Sex Education

January 11, 2015

Sex Education

What place should sex education have in our public schools? That is a question that needs to be carefully considered. For many of us, our parents, and especially our grandparents, never had sex education when they went to school. How did they become aware of what sex is all about? Obviously, they learned about it. Why then do we need sex education now?

The tragic thing about sex education in our schools is that it is encouraging illicit sexual behavior. One of the rules of education is that we learn by doing. After being taught the facts of  sex, it’s only natural that teen agers, even children, will say, “Hey, let’s try it.” Sex education is generally taught without any teaching of moral responsibility.
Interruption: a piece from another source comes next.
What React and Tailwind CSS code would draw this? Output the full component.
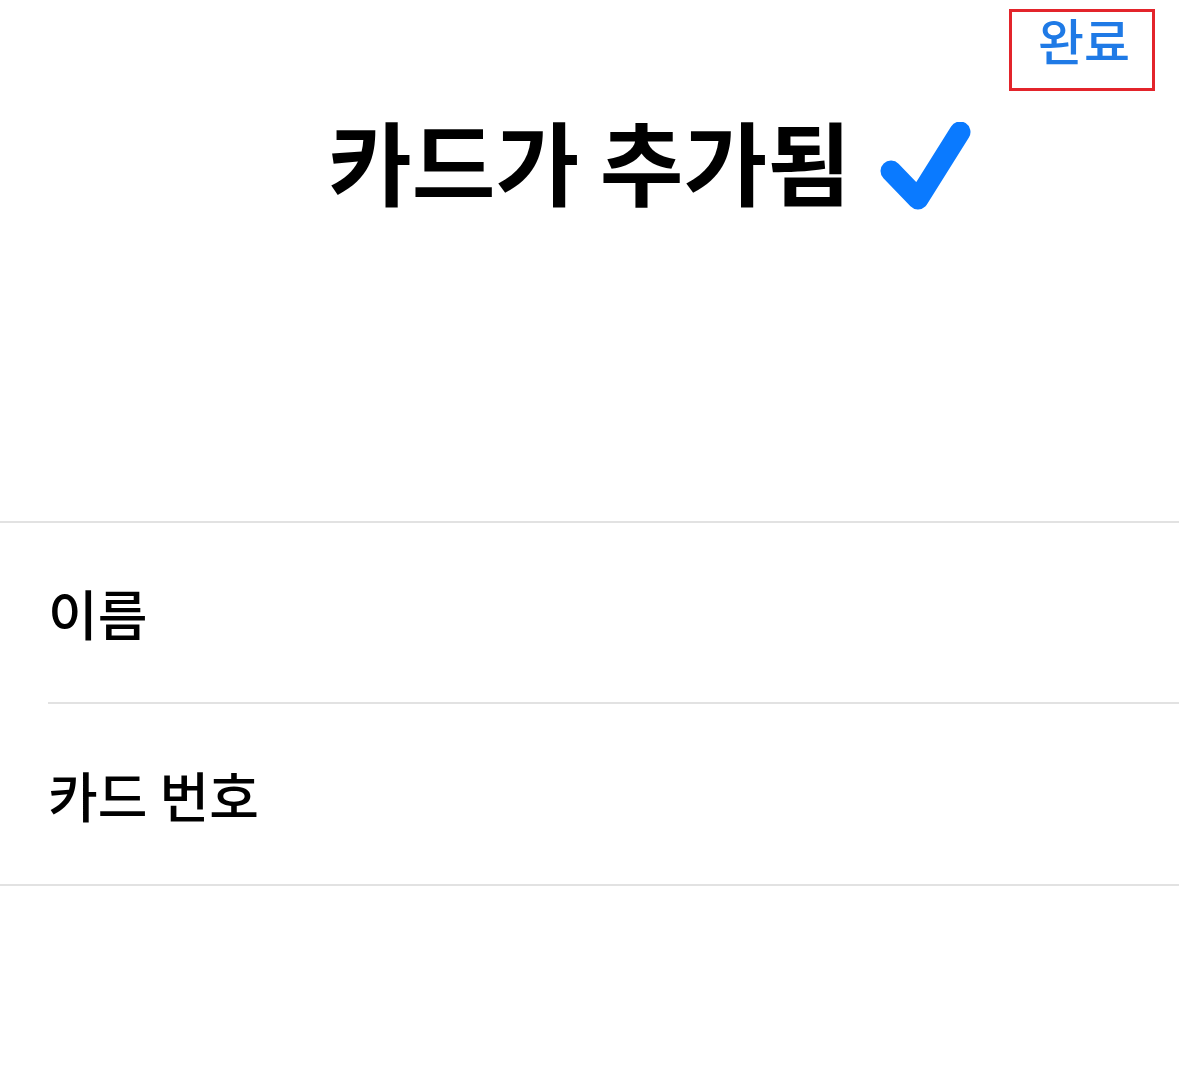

Sometimes they even suggest that teens should look for opportunities to develop their sexual skills. The following web site gives the following advice. “If sex education is going to be effective it needs to include opportunities for young people to develop skills, as it can be hard for them to act on the basis of only having information.” You can find it at this web site by clicking on “sex education that works” and then going to “what skills show sex education development?”

The Heritage Foundation warns of the serious problem facing our society because of the irresponsible behavior of young people regarding the sex drive.   The following web site has something important to say about promiscuity among young people.   “Teen sexual activity remains a widespread problem confronting the nation. Each year, some 2.6 million teenagers become sexually active–a rate of 7,000 teens per day. Among high school students, nearly half report having engaged in sexual activity, and one-third are currently active.” The same web page offers the following solution: “Abstinence education teaches abstinence from sexual activity outside marriage as the expected standard for all school age children, and stresses the social, psychological, and health benefits of abstinence. Abstinence programs also provide youths with valuable life and decision-making skills that lay the foundation for personal responsibility and developing healthy relationships, and marriages later in life. These programs emphasize preparing young people for future-oriented goals.”

Sex education should be replaced by abstinence education. Excellent results are being reported in schools where it is being taught. You can find some good information about abstinence education by going to and typing in “abstinence education.” At the following web sites you can find information about programs that are being used for abstinence education:


Abstinence education usually encourages young people to sign a pledge saying they will refrain from sex until after marriage. Abstinence education also teaches young people to face the fact that, for them, sexual activity is costly, and that it has the risk of negative outcomes like STD (sexually transmitted diseases) infections, lower academic achievements, emotional problems, and out of wedlock childbearing.

It is only natural that children will ask questions about sex. Their questions should be addressed to their parents. Parents should answer their questions honestly and in accordance with the age of the child. If you, the parent, don’t think your child is ready for a complete explanation about it, you can say, “Honey, when you are older we will talk more about it.”

An article on the web page, written by Christine Kim and Robert Rector, says that 80% of parents want the schools to teach youths to abstain from sexual activity until they are ready to give serious consideration to marriage. For that reason, our leaders should be encouraged to be in favor of funding abstinence education in schools. If the schools don’t do it, perhaps parents should get material and teach it to their teens. If parents would do this they could make a valuable contribution to the education of their children and warn them of the dangers of illicit sex.

Ecclesiastes 3:1 says, “To everything there is a season, and a time to every purpose under the heaven.” The best season for a more extensive study of sexual practice is shortly before marriage. Teaching sex to young people before they have reached a good level of maturity and have some convictions about moral values is to put them in temptation that they can’t handle. Teaching children moral values, and an understanding of appropriate social relationships, is of greater value than sex education. There are good written materials they can read.

A good book for young couples to read together on their honeymoon or after marriage is: “The Act Of Marriage” by Tim and Beverly LaHaye ISBN 10:0310270626

The word “sex” doesn’t appear in the Bible, but it teaches us some important truths about sexual purity. Leviticus chapter 18 has some important prohibitions that should be highly respected. Ephesians 5:3-5 says, “But fornication, and all uncleanness, or covetousness, let it not be once named among you, as becometh saints;   Neither filthiness, nor foolish talking, nor jesting, which are not convenient: but rather giving of thanks.   For this ye know, that no whoremonger, nor unclean person, nor covetous man, who is an idolater, hath any inheritance in the kingdom of Christ and of God.” Then, en verses 21-25 of that chapter, we read of the relationship that should exist between husbands and wives. Even though the word “sex” isn’t found in the Bible, it is still the best text book for teaching sex education. When its principles are followed, society enjoys peace and harmony.

Sex is a precious thing, but it should be kept in its place. Its place is in marriage as Hebrews 13:4 says. “Marriage is honourable in all, and the bed undefiled: but whoremongers and adulterers God will judge.” When sex is abused and perverted it is cheapened. When it is perverted it is often the cause of contention, the spread of disease, and illegitimate children.  Teens should be told that sex is a sacred, precious part of the marriage relationship. It is something for them to look forward to.